In any domestic murder, the husband or lover is always the first to come under scrutiny because, police have learned painfully, women are commonly killed by the men closest to them. When the bodies were found outside Nicole's condo on Sunday night, cautious officials announced that they had no primary suspects. But they began building their case against O.J., even as he denied any involvement and went about his grieving for the mother of his children.

Some discern a classic love triangle. O.J. and Nicole had been together that very day for their daughter's dance recital. But he was not included in the dinner celebration that followed at Mezzaluna, the local restaurant where Nicole's friend Goldman, an aspiring actor, was a waiter. She called the restaurant later that evening to ask whether she had left her glasses, and Goldman offered to drop them off at her nearby condo.

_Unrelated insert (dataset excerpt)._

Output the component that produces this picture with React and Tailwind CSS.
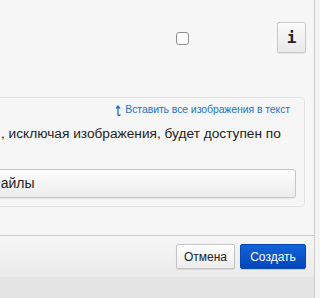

Sometime after midnight, a neighbor out walking his dog found the bodies. Nicole, wearing only a nightgown, lay in a pool of blood, her head severed to the spinal cord. A barefoot Goldman lay nearby, his body laced with signs of a ferocious struggle and 22 knife wounds. It was the neighborhood dogs that sounded the alarm, their paws spreading a bloody mosaic on the sidewalk around the house. One of the first cops on the scene, a longtime veteran, said, "It was the bloodiest crime scene I have ever seen."

In the hours that followed, those who saw him say Simpson did not behave like a killer. He caught the 11:45 flight to Chicago for a meeting with Hertz executives and ran into an old acquaintance, photographer Howard Bingham, on the plane. They chatted, mainly about golf, and O.J. seemed in a cheery mood. "I did not notice anything out of the ordinary," Bingham said, astounded when he heard the news later. Employees at the O'Hare Plaza Hotel said Simpson arrived at dawn, tired but upbeat. He hung around the front desk for a few minutes, joking with the staff and signing autographs before heading up to suite 915. A few hours later, after getting news of the murder by phone, he returned to O'Hare Airport to catch a flight back to Los Angeles. He spent three hours with police and then went home; they described him as simply a witness, not a suspect.